Without the images, write out the whole listing exactly.

- - -

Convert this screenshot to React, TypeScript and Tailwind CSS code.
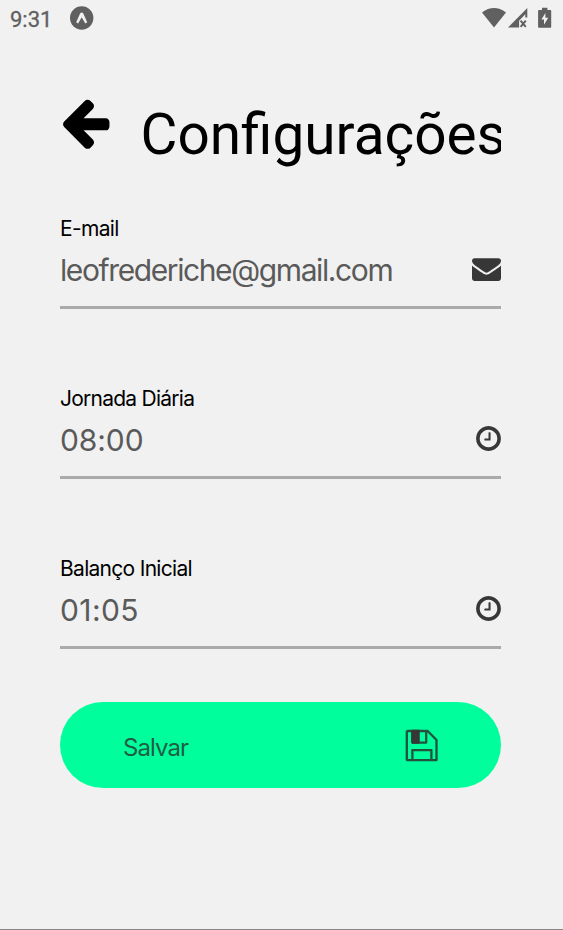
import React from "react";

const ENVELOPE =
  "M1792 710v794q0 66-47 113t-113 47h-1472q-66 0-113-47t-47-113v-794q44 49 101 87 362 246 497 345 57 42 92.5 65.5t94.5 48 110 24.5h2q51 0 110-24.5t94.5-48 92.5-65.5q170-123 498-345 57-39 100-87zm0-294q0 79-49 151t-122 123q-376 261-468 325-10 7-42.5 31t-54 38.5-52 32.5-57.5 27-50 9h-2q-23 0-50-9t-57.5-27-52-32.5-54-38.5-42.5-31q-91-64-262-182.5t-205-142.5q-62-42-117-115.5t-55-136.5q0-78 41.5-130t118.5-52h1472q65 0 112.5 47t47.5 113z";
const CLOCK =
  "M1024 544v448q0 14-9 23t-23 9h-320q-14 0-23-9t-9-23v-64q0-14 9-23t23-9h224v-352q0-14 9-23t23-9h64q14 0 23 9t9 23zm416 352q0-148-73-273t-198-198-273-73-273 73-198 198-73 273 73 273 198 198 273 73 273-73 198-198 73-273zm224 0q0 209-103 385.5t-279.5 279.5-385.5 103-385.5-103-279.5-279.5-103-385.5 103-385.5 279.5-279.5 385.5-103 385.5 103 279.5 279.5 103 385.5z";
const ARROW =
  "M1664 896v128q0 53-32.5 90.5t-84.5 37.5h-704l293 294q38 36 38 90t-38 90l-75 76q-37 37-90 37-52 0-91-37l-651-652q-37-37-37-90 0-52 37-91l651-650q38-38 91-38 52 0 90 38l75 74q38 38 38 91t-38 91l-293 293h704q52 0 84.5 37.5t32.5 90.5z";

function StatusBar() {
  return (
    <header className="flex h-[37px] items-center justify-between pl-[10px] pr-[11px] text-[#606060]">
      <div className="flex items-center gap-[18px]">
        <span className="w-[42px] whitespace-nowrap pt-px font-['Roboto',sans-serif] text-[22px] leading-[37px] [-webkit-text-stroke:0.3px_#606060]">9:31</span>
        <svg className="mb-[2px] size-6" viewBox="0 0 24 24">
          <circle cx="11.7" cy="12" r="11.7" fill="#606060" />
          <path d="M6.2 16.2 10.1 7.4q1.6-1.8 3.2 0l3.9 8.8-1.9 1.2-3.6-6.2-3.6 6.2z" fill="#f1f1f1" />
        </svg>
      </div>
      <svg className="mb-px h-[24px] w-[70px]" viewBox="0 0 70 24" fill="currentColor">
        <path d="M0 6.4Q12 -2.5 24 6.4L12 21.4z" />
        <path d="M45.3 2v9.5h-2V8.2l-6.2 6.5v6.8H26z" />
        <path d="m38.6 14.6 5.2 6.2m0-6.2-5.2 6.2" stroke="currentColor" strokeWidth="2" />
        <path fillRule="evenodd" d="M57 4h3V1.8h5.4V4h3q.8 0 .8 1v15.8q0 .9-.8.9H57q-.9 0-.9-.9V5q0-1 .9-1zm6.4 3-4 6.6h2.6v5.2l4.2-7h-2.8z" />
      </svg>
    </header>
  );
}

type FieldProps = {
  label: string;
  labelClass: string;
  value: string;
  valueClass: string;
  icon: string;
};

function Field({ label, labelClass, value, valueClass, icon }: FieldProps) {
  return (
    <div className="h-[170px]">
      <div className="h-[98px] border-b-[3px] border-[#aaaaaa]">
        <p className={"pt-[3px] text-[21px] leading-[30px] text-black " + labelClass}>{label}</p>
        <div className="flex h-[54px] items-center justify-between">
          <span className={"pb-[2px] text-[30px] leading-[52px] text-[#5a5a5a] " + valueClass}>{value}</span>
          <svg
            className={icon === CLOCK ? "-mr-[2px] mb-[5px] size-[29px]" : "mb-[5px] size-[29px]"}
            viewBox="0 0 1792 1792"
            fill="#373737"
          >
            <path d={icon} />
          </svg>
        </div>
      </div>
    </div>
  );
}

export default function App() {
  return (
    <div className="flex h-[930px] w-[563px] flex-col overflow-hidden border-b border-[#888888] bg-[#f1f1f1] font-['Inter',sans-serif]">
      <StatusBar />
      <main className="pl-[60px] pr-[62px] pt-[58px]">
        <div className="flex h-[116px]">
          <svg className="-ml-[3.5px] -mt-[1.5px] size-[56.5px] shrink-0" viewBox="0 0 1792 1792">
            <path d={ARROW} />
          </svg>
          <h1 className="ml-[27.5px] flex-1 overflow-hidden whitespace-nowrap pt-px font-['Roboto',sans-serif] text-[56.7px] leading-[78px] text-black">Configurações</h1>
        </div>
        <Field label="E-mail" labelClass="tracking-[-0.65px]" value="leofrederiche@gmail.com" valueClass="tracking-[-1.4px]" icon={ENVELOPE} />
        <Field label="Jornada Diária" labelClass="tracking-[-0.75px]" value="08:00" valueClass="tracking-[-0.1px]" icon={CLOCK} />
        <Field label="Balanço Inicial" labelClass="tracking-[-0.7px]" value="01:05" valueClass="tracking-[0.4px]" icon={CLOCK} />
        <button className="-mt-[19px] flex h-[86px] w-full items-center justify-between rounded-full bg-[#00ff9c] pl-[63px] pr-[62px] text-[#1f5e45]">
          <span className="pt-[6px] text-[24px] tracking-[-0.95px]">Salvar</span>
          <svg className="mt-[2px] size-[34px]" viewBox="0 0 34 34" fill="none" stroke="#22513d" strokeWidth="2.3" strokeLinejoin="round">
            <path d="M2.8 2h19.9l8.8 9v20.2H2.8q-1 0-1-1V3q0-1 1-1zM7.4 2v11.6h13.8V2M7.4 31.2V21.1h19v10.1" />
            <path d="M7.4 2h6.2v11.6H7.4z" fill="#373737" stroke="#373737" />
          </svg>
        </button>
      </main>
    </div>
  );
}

- - -

- **RESPONSE**:
Convert this screenshot to React, TypeScript and Tailwind CSS code.
import React from "react";

const ENVELOPE =
  "M1792 710v794q0 66-47 113t-113 47h-1472q-66 0-113-47t-47-113v-794q44 49 101 87 362 246 497 345 57 42 92.5 65.5t94.5 48 110 24.5h2q51 0 110-24.5t94.5-48 92.5-65.5q170-123 498-345 57-39 100-87zm0-294q0 79-49 151t-122 123q-376 261-468 325-10 7-42.5 31t-54 38.5-52 32.5-57.5 27-50 9h-2q-23 0-50-9t-57.5-27-52-32.5-54-38.5-42.5-31q-91-64-262-182.5t-205-142.5q-62-42-117-115.5t-55-136.5q0-78 41.5-130t118.5-52h1472q65 0 112.5 47t47.5 113z";
const CLOCK =
  "M1024 544v448q0 14-9 23t-23 9h-320q-14 0-23-9t-9-23v-64q0-14 9-23t23-9h224v-352q0-14 9-23t23-9h64q14 0 23 9t9 23zm416 352q0-148-73-273t-198-198-273-73-273 73-198 198-73 273 73 273 198 198 273 73 273-73 198-198 73-273zm224 0q0 209-103 385.5t-279.5 279.5-385.5 103-385.5-103-279.5-279.5-103-385.5 103-385.5 279.5-279.5 385.5-103 385.5 103 279.5 279.5 103 385.5z";
const ARROW =
  "M1664 896v128q0 53-32.5 90.5t-84.5 37.5h-704l293 294q38 36 38 90t-38 90l-75 76q-37 37-90 37-52 0-91-37l-651-652q-37-37-37-90 0-52 37-91l651-650q38-38 91-38 52 0 90 38l75 74q38 38 38 91t-38 91l-293 293h704q52 0 84.5 37.5t32.5 90.5z";

function StatusBar() {
  return (
    <header className="flex h-[37px] items-center justify-between pl-[10px] pr-[11px] text-[#606060]">
      <div className="flex items-center gap-[18px]">
        <span className="w-[42px] whitespace-nowrap pt-px font-['Roboto',sans-serif] text-[22px] leading-[37px] [-webkit-text-stroke:0.3px_#606060]">9:31</span>
        <svg className="mb-[2px] size-6" viewBox="0 0 24 24">
          <circle cx="11.7" cy="12" r="11.7" fill="#606060" />
          <path d="M6.2 16.2 10.1 7.4q1.6-1.8 3.2 0l3.9 8.8-1.9 1.2-3.6-6.2-3.6 6.2z" fill="#f1f1f1" />
        </svg>
      </div>
      <svg className="mb-px h-[24px] w-[70px]" viewBox="0 0 70 24" fill="currentColor">
        <path d="M0 6.4Q12 -2.5 24 6.4L12 21.4z" />
        <path d="M45.3 2v9.5h-2V8.2l-6.2 6.5v6.8H26z" />
        <path d="m38.6 14.6 5.2 6.2m0-6.2-5.2 6.2" stroke="currentColor" strokeWidth="2" />
        <path fillRule="evenodd" d="M57 4h3V1.8h5.4V4h3q.8 0 .8 1v15.8q0 .9-.8.9H57q-.9 0-.9-.9V5q0-1 .9-1zm6.4 3-4 6.6h2.6v5.2l4.2-7h-2.8z" />
      </svg>
    </header>
  );
}

type FieldProps = {
  label: string;
  labelClass: string;
  value: string;
  valueClass: string;
  icon: string;
};

function Field({ label, labelClass, value, valueClass, icon }: FieldProps) {
  return (
    <div className="h-[170px]">
      <div className="h-[98px] border-b-[3px] border-[#aaaaaa]">
        <p className={"pt-[3px] text-[21px] leading-[30px] text-black " + labelClass}>{label}</p>
        <div className="flex h-[54px] items-center justify-between">
          <span className={"pb-[2px] text-[30px] leading-[52px] text-[#5a5a5a] " + valueClass}>{value}</span>
          <svg
            className={icon === CLOCK ? "-mr-[2px] mb-[5px] size-[29px]" : "mb-[5px] size-[29px]"}
            viewBox="0 0 1792 1792"
            fill="#373737"
          >
            <path d={icon} />
          </svg>
        </div>
      </div>
    </div>
  );
}

export default function App() {
  return (
    <div className="flex h-[930px] w-[563px] flex-col overflow-hidden border-b border-[#888888] bg-[#f1f1f1] font-['Inter',sans-serif]">
      <StatusBar />
      <main className="pl-[60px] pr-[62px] pt-[58px]">
        <div className="flex h-[116px]">
          <svg className="-ml-[3.5px] -mt-[1.5px] size-[56.5px] shrink-0" viewBox="0 0 1792 1792">
            <path d={ARROW} />
          </svg>
          <h1 className="ml-[27.5px] flex-1 overflow-hidden whitespace-nowrap pt-px font-['Roboto',sans-serif] text-[56.7px] leading-[78px] text-black">Configurações</h1>
        </div>
        <Field label="E-mail" labelClass="tracking-[-0.65px]" value="leofrederiche@gmail.com" valueClass="tracking-[-1.4px]" icon={ENVELOPE} />
        <Field label="Jornada Diária" labelClass="tracking-[-0.75px]" value="08:00" valueClass="tracking-[-0.1px]" icon={CLOCK} />
        <Field label="Balanço Inicial" labelClass="tracking-[-0.7px]" value="01:05" valueClass="tracking-[0.4px]" icon={CLOCK} />
        <button className="-mt-[19px] flex h-[86px] w-full items-center justify-between rounded-full bg-[#00ff9c] pl-[63px] pr-[62px] text-[#1f5e45]">
          <span className="pt-[6px] text-[24px] tracking-[-0.95px]">Salvar</span>
          <svg className="mt-[2px] size-[34px]" viewBox="0 0 34 34" fill="none" stroke="#22513d" strokeWidth="2.3" strokeLinejoin="round">
            <path d="M2.8 2h19.9l8.8 9v20.2H2.8q-1 0-1-1V3q0-1 1-1zM7.4 2v11.6h13.8V2M7.4 31.2V21.1h19v10.1" />
            <path d="M7.4 2h6.2v11.6H7.4z" fill="#373737" stroke="#373737" />
          </svg>
        </button>
      </main>
    </div>
  );
}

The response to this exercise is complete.